Are you trying to solve something here. There is probably an easier way to get to your final destination than worrying about what “center” the boat heels about…

  • Will

Will Gorgen

The faster you go while heeled over, the more you will heel over. It may be imperceptable, but the lift that the keel creates that prevents leeway also forces the boat to heel over more. If one was to say a boat “rotated” about something, that rotation point is not a constant point- it would move as the boat heeled more.

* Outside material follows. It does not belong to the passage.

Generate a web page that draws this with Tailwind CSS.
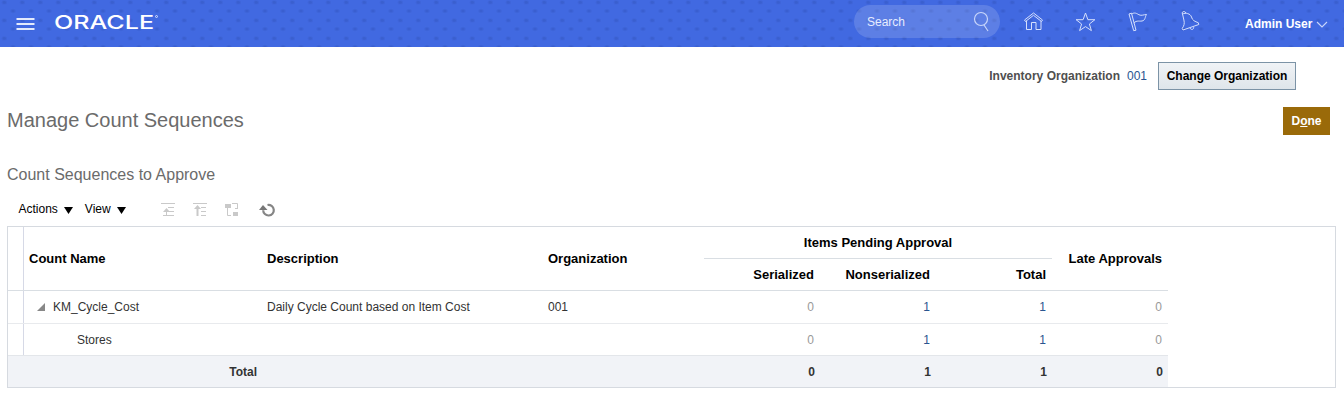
<!DOCTYPE html>
<html lang="en">
<head>
<meta charset="utf-8">
<title>Manage Count Sequences</title>
<script src="https://cdn.jsdelivr.net/npm/@tailwindcss/browser@4"></script>
</head>
<body class="h-[400px] w-[1344px] overflow-hidden bg-white font-['Liberation_Sans',Arial,sans-serif] text-xs text-[#333]">
<header class="relative flex h-[47px] items-start bg-[#4169e1] text-white">
  <svg class="absolute inset-0" width="1344" height="47" aria-hidden="true">
    <defs><pattern id="dots" width="18" height="18" patternUnits="userSpaceOnUse"><g fill="#3559c4"><ellipse cx="4.300" cy="2.400" rx="2.800" ry="2.200" fill-opacity=".25"/><ellipse cx="4.300" cy="2.400" rx="1.700" ry="1.300" fill-opacity=".45"/><ellipse cx="13" cy="11" rx="2.800" ry="2.200" fill-opacity=".25"/><ellipse cx="13" cy="11" rx="1.700" ry="1.300" fill-opacity=".45"/></g></pattern></defs>
    <rect width="1344" height="47" fill="url(#dots)"/>
  </svg>
  <svg class="relative mt-[17px] ml-4" width="20" height="14" stroke="#e3eafc" stroke-width="2"><path d="M.5 2h18M.5 7h18M.5 12h18"/></svg>
  <svg class="relative ml-[17px]" width="112" height="40" fill="#fff"><text x="1" y="28.500" textLength="100" lengthAdjust="spacingAndGlyphs" font-family="Inter" font-weight="500" font-size="18.500">ORACLE</text><circle cx="103.500" cy="16.500" r="1" fill="none" stroke="#fff" stroke-width=".7"/></svg>
  <div class="relative mt-[5px] ml-[689px] flex h-[33px] w-[146px] justify-between rounded-full bg-white/15 pr-[10px] pl-[13px]">
    <span class="mt-[9px] leading-4 text-[#e6ecff]">Search</span>
    <svg class="mt-[6px]" width="18" height="22" fill="none" stroke="#c9d6fa" stroke-width="1.2"><circle cx="9" cy="8" r="6.500"/><path d="M12 14l4 6"/></svg>
  </div>
  <svg class="relative ml-[23px] mt-3" width="22" height="20" fill="none" stroke="#d5dffc" stroke-width="1"><path d="M1.500 8L10.500 1l9 7-1 1.500-8-6.200-8 6.200zM3.500 9v8.500h5v-7h4.500v7h5V9"/></svg>
  <svg class="relative ml-[30px] mt-3" width="22" height="21" fill="none" stroke="#d5dffc" stroke-width="1"><path d="M10.500 1l2.400 6.700h7l-5.500 4.300 2 6.600-5.900-4-5.900 4 2-6.600L1.100 7.700h7z"/></svg>
  <svg class="relative ml-[31px] mt-[11px]" width="22" height="22" fill="none" stroke="#d5dffc" stroke-width="1"><path d="M1 3l2.500-.8 4.500 17-2.300.5zM3.700 3c3-2 5-.5 7.300.8 2.500 1.300 5-.3 7.500-.3-1.500 2-1 6-4.500 6.500-3 .5-5-1-8.200 2"/></svg>
  <svg class="relative ml-[30px] mt-[10px]" width="22" height="22" fill="none" stroke="#d5dffc" stroke-width="1"><path d="M2.500 4c3-1.500 8-.5 9 3 .8 3.500 3.500 4.500 6.800 5.700l.5 1.800L3 20l-.8-1.500c2-3 2.500-5 1.700-8.500-.5-2-1-4-1.400-6zM2.500 4C1 1.500 5 .5 6 3M10 18c1 2.500 4.500 1.500 3.500-1.200"/></svg>
  <span class="relative ml-[43px] mt-4 font-bold leading-4">Admin User</span>
  <svg class="relative ml-1 mt-5" width="12" height="9" fill="none" stroke="#c9d6fa" stroke-width="1.1"><path d="M1 2l5 5 5-5"/></svg>
</header>

<div class="mt-[15px] flex h-7 items-center justify-end pr-12">
  <span class="font-bold text-[#4f4f4f]">Inventory Organization</span>
  <span class="ml-[7px] text-[#2a5590]">001</span>
  <button class="ml-[11px] h-7 w-[138px] border border-[#7c93a6] bg-linear-to-b from-[#f0f3f6] to-[#dfe5ea] text-xs font-bold text-black">Change Organization</button>
</div>
<div class="mt-[17px] flex h-7 items-center justify-between pr-[14px] pl-[7px]">
  <h1 class="-mt-[2px] text-[20px] leading-7 text-[#6b6b6b]">Manage Count Sequences</h1>
  <button class="h-7 w-[47px] bg-[#9a6a09] text-xs font-bold text-white">D<span class="underline">o</span>ne</button>
</div>
<h2 class="mt-[30px] pl-[7px] text-base leading-5 text-[#6b6b6b]">Count Sequences to Approve</h2>

<div class="mt-[15px] flex h-[18px] items-center pl-[18.500px] text-black">
  <span>Actions</span>
  <svg class="mt-[3px] ml-[6px]" width="9" height="7"><path d="M0 0h9L4.500 7z"/></svg>
  <span class="ml-3">View</span>
  <svg class="mt-[3px] ml-[6px]" width="9" height="7"><path d="M0 0h9L4.500 7z"/></svg>
  <svg class="mt-[2px] ml-[34px]" width="15" height="16" stroke="#c9c9c9"><path d="M1 1.500h14M8 5.500h6M9 9.500h5M3 13.500h11M6.500 9v4" /><path d="M3 10l3.500-4L10 10z" fill="#c9c9c9" stroke="none"/></svg>
  <svg class="mt-[2px] ml-[17px]" width="15" height="16" stroke="#c9c9c9"><path d="M1 1.500h14M9 5.500h5M9 9.500h5M9 13.500h5"/><path d="M5.500 5v9" stroke-width="2"/><path d="M2 7l3.500-4L9 7z" fill="#c9c9c9" stroke="none"/></svg>
  <svg class="mt-[2px] ml-[17px]" width="15" height="16" fill="none" stroke="#c9c9c9"><path d="M1 2h6v4H1zM9 10h5v4H9z" fill="#c9c9c9" stroke="none"/><path d="M3.500 6v7.500H7M8 1.500h5.500V7M11 6.500h3M9 10.500h5"/></svg>
  <svg class="mt-[2px] ml-[20px]" width="17" height="16" fill="none"><path d="M8.500 3a5.300 5.300 0 1 1-4.300 5.200" stroke="#858585" stroke-width="2.200"/><path d="M0 8L4 3l4.500 5z" fill="#777"/></svg>
</div>

<main class="mr-2 ml-[7px] mt-2 h-[162px] border border-[#d6dae0]">
  <div class="w-[1160px]">
    <div class="flex h-16 border-b border-[#d9dee3] text-[13px] font-bold text-black">
      <div class="w-4 border-r border-[#d6d9e6]"></div>
      <div class="flex w-[238px] items-center pl-[5px]">Count Name</div>
      <div class="flex w-[281px] items-center pl-[5px]">Description</div>
      <div class="flex w-[161px] items-center pl-[5px]">Organization</div>
      <div class="w-[348px]">
        <div class="flex h-8 items-center justify-center border-b border-[#d9dee3]">Items Pending Approval</div>
        <div class="flex h-[31px] items-center text-right">
          <div class="w-[116px] pr-[6px]">Serialized</div><div class="w-[116px] pr-[6px]">Nonserialized</div><div class="w-[116px] pr-[6px]">Total</div>
        </div>
      </div>
      <div class="flex w-[116px] items-center justify-end pr-[6px]">Late Approvals</div>
    </div>
    <div class="flex h-[33px] border-b border-[#e8eaed] leading-8">
      <div class="w-4 border-r border-[#d6d9e6]"></div>
      <div class="flex w-[238px] items-center pl-[13px]"><svg class="mr-2" width="8" height="8"><path d="M8 0v8H0z" fill="#888"/></svg>KM_Cycle_Cost</div>
      <div class="w-[281px] pl-[5px]">Daily Cycle Count based on Item Cost</div>
      <div class="w-[161px] pl-[5px]">001</div>
      <div class="w-[116px] pr-[6px] text-right text-[#999]">0</div>
      <div class="w-[116px] pr-[6px] text-right text-[#2a5590]">1</div>
      <div class="w-[116px] pr-[6px] text-right text-[#2a5590]">1</div>
      <div class="w-[116px] pr-[6px] text-right text-[#999]">0</div>
    </div>
    <div class="flex h-8 border-b border-[#e3e6ea] leading-8">
      <div class="w-4 border-r border-[#d6d9e6]"></div>
      <div class="w-[680px] pl-[53px]">Stores</div>
      <div class="w-[116px] pr-[6px] text-right text-[#999]">0</div>
      <div class="w-[116px] pr-[6px] text-right text-[#2a5590]">1</div>
      <div class="w-[116px] pr-[6px] text-right text-[#2a5590]">1</div>
      <div class="w-[116px] pr-[6px] text-right text-[#999]">0</div>
    </div>
    <div class="flex h-[31px] bg-[#f1f3f7] text-right font-bold leading-[33px]">
      <div class="w-[249px]">Total</div><div class="w-[447px]"></div>
      <div class="w-[116px] pr-[5px]">0</div>
      <div class="w-[116px] pr-[5px]">1</div>
      <div class="w-[116px] pr-[5px]">1</div>
      <div class="w-[116px] pr-[5px]">0</div>
    </div>
  </div>
</main>
</body>
</html>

No, I’m not trying to solve anything; I just have this insatiable curiosity about how stuff works. In this case I’m trying to visualize all the forces involved in sailing to windward. Sometimes (if you do most of the thinking yourself) you arrive at a new way of doing things. My two current interests are sailing and bonsai. Both were pretty much perfected before modern science that means that a lot of the methods of doing things are “because that’s the way it’s done”. Sometimes the historical explanation of why something works is wrong but because it arrived at the correct solution it has persisted. It’s fun to just puzzle these things out and see if my conclusions match the real ones. Sometimes I get bogged down and I have to ask something. I like to keep the questions simple so as to develop my ideas myself. Sorry if I seem vague at times.

Don

Don Case
 Vancouver Island

The heeling centre is that not the “DOCTORS”
Sorry my spelling again.

Don
I throught that bonsi sailing was model yachting.

Ahoy Don! The point you are looking for is called the Center of Bouyancy,
The point all Bouyant forces have no rotational effect. Similar to how the CG is the point where gravitional forces will produce no rotation.

From this point one derives the Hulls metacenter which in place defines righting moments and other measures of stability.